Penjelasan ini terungkap dalam sebuah studi berbentuk whitepaper terkait penawaran umum perdana saham atau initial public offering (IPO) perusahaan teknologi di dalam negeri berjudul The Billion Dollar Moment: A Paradigm Shift for Indonesian IPO's. Studi itu merupakan hasil kerja sama Mandiri Group, yakni PT Mandiri Capital Indonesia (MCI), PT Mandiri Sekuritas (Mansek), dan Mandiri Institute.
Secara umum, studi tersebut mendeskripsikan pandangan makro terkait strategi pengumpulan dana perusahaan teknologi di Asia Tenggara, proses IPO untuk perusahaan rintisan teknologi, dan perbandingan kebijakan IPO di dalam dan luar negeri. Salah satu kesimpulan studi ini adalah pengumpulan dana oleh perusahaan teknologi akan melonjak dalam waktu dekat.
"Jumlah start-up yang IPO di Indonesia naik signifikan (di dalam negeri) selama empat tahun ke belakang. Tren IPO akan tetap tumbuh karena dukungan pemerintah Indonesia," kata Direktur Treasury dan International Banking PT Bank Mandiri Panji Irawan saat peluncuran studi itu, Selasa (7/12).
Dalam whitepaper dipaparkan, setidaknya ada 14 perusahaan teknologi yang melakukan IPO di dalam negeri pada 2002-2021. Sejak 2002-2016, hanya ada tiga perusahaan teknologi yang menjadi perusahaan terbuka. Kemudian angkanya bertambah hingga 11 emiten yang menyusul go-public dalam kurun empat tahun, yakni periode 2017-2021.
Secara total, baru ada 14 perusahaan teknologi yang menjadi perusahaan terbuka dalam lima kelompok, yakni e-commerce, teknologi finansial solusi usaha kecil dan menengah, keamanan data dan teknologi informasi, dan perdagangan digital.
Adapun, perusahaan teknologi yang melakukan IPO adalah PT Limas Indonesia Makmur pada 2002 dengan kapitalisasi pasar senilai Rp 242 miliar. Sementara itu, yang paling baru adalah PT Bukalapak.co pada 2021 dengan kapitalisasi pasar mencapai Rp 87 triliun. Secara total, kapitalisasi perusahaan teknologi di bursa domestik mencapai Rp 98 triliun.

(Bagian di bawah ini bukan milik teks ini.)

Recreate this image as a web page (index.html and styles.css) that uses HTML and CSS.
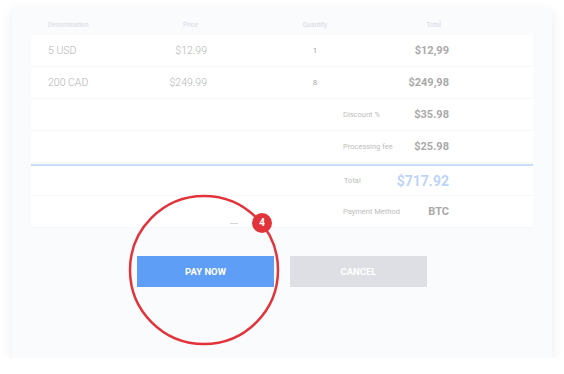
FILE: index.html
```html
<!DOCTYPE html>
<html lang="en">
<head>
    <meta charset="UTF-8">
    <meta name="viewport" content="width=device-width, initial-scale=1.0">
    <title>Checkout</title>
    <link rel="stylesheet" href="styles.css">
</head>
<body>

    <div class="card">
        <div class="order">
            <div class="head">
                <span>Denomination</span>
                <span class="h-price">Price</span>
                <span class="h-qty">Quantity</span>
                <span class="h-total">Total</span>
            </div>
            <div class="row">
                <span>5 USD</span>
                <span class="price">$12.99</span>
                <span class="qty">1</span>
                <span class="total">$12,99</span>
            </div>
            <div class="row">
                <span>200 CAD</span>
                <span class="price">$249.99</span>
                <span class="qty">8</span>
                <span class="total">$249,98</span>
            </div>
            <div class="sum">
                <span class="label">Discount %</span>
                <span class="value">$35.98</span>
            </div>
            <div class="sum">
                <span class="label">Processing fee</span>
                <span class="value">$25.98</span>
            </div>
            <div class="sum grand">
                <span class="label">Total</span>
                <span class="value">$717.92</span>
            </div>
            <div class="sum">
                <span class="label">Payment Method</span>
                <span class="value">BTC</span>
            </div>
        </div>
        <div class="dash"></div>
        <div class="actions">
            <button class="btn btn-pay">PAY NOW</button>
            <button class="btn btn-cancel">CANCEL</button>
        </div>

        <!-- highlight ring with step number -->
        <svg class="ring" width="200" height="200" viewBox="0 0 200 200">
            <circle cx="100" cy="100" r="74" fill="none" stroke="#e2333a" stroke-width="2.5"/>
        </svg>
        <div class="step">4</div>
    </div>

</body>
</html>
```

FILE: styles.css
```css
body {
    font-family: Roboto, "Liberation Sans", sans-serif;
    background-color: #fff;
    margin: 0;
    padding: 8px 12px 0;
}
.card {
    position: relative;
    width: 540px;
    height: 350px;
    box-sizing: border-box;
    padding-top: 7px;
    background: #fafbfd;
    box-shadow: 0 4px 12px rgba(0, 0, 0, 0.08);
}
.order {
    margin: 0 19px;
}
.head, .row {
    display: grid;
    grid-template-columns: 100px 59px 1fr 74px;
    padding: 0 84px 0 17px;
    align-items: center;
}
.head {
    height: 20px;
    font-size: 6.5px;
    font-weight: 500;
    color: #dcdfe7;
}
.h-price {
    text-align: right;
    padding-right: 9px;
}
.h-qty {
    text-align: center;
    padding-left: 48px;
}
.h-total {
    text-align: right;
    padding-right: 8px;
}
.row {
    height: 32px;
    background: #fff;
    border-bottom: 1px solid #f6f7f9;
    box-sizing: border-box;
    font-size: 10.5px;
    font-weight: 300;
    color: #b3b3b3;
}
.price {
    text-align: right;
}
.qty {
    text-align: center;
    padding-left: 48px;
    font-size: 8px;
    font-weight: 400;
    color: #a8a8a8;
}
.total {
    text-align: right;
    font-size: 11px;
    font-weight: 700;
    color: #a9a9a9;
}
.sum {
    display: flex;
    align-items: center;
    height: 32px;
    box-sizing: border-box;
    padding: 0 84px 0 312px;
    background: #fff;
    border-bottom: 1px solid #f6f7f9;
}
.sum .label {
    font-size: 7.5px;
    color: #bdbdbd;
}
.sum .value {
    flex: 1;
    text-align: right;
    font-size: 11px;
    font-weight: 700;
    color: #a9a9a9;
}
.grand {
    border-top: 2px solid #c9dcf8;
    margin-top: 1px;
}
.grand .label {
    padding-left: 1px;
}
.grand .value {
    font-size: 14px;
    color: #bed4f8;
}
.dash {
    width: 8px;
    height: 1px;
    margin: 0 0 0 218px;
    position: relative;
    top: -5px;
    background: #d6d8de;
}
.actions {
    display: flex;
    justify-content: center;
    gap: 16px;
    margin-top: 27px;
}
.btn {
    width: 137px;
    height: 31px;
    border: none;
    font-family: inherit;
    font-size: 9.5px;
    font-weight: 700;
    color: #fff;
}
.btn-pay {
    background: #5f9ef6;
}
.btn-cancel {
    background: #dddfe5;
}
.ring {
    position: absolute;
    left: 92px;
    top: 162px;
}
.step {
    position: absolute;
    left: 240px;
    top: 205px;
    width: 20px;
    height: 20px;
    border-radius: 50%;
    background: #e2333a;
    color: #fff;
    font-size: 10px;
    font-weight: 700;
    text-align: center;
    line-height: 20px;
}
```
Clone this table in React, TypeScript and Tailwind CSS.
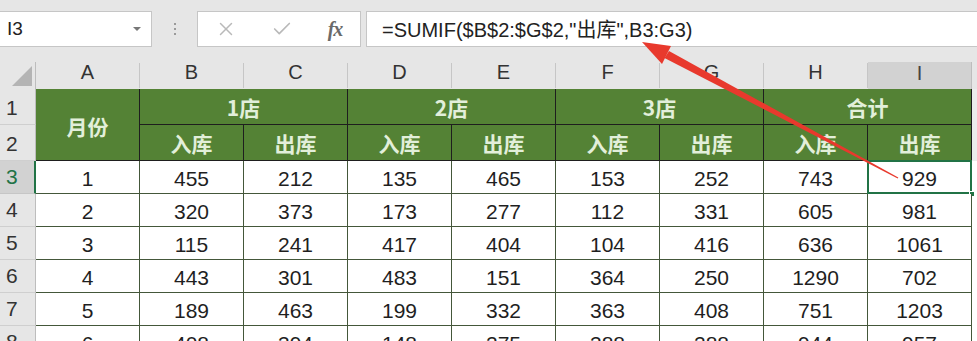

Di samping itu, tren penghimpunan dana melalui aksi merger dan akuisisi antara perusahaan teknologi terus tumbuh di Asia Tenggara. Studi itu memproyeksikan total nilai aksi merger dan akuisisi tahun ini mencapai US$ 75 miliar.
Tahun ini, setidaknya telah ada tiga aksi merger dan akuisisi antar perusahaan digital dengan total nilai transaksi setidaknya US$ 245 juta. Aksi itu dilakukan oleh PT Carsome Indonesia, PT Mid Solusi Nusantara (Mekari), dan PT Warung Pintar.
Tren ini diproyeksikan terus berlanjut sebelum perusahaan teknologi melakukan IPO. Selain itu, investor global dicanangkan juga akan menyerbu perusahaan teknologi lokal saat mempersiapkan proses IPO.
Tantangan Investor Perusahaan Teknologi
Selain memberikan arahan bagi perusahaan teknologi yang mau melakukan IPO, studi ini juga memberikan pertimbangan bagi investor. Setidaknya ada empat tantangan bagi investor yang mau menanamkan dananya di perusahaan teknologi.
Pertama, volatilitas harga saham perusahaan teknologi dalam jangka pendek. Investor publik harus menerima fenomena ini sebagai hal yang normal dan mengingat potensi perusahaan teknologi secara jangka panjang.
Kedua, risiko pasar. Tantangan ini dapat berupa revisi kebijakan moneter, perbaruan kebijakan fiskal, dan lainnya.
Ketiga, kurangnya peta jalan untuk menggambarkan profitabilitas. Mayoritas perusahaan teknologi melakukan IPO saat laporan keuangan bergerak di zona merah.
Investor akan skeptis terkait rencana peningkatan kapasitas perusahaan teknologi itu. Hal ini merupakan faktor yang membuat harga saham perusahaan teknologi jatuh.
Terakhir, faktor kebaruan perusahaan teknologi. Banyak investor yang memburu "google" selanjutnya di pasar yang membuat IPO dengan kapitalisasi besar suatu yang heboh menjadi keniscayaan. Namun demikian, investasi harus dibarengi dengan riset.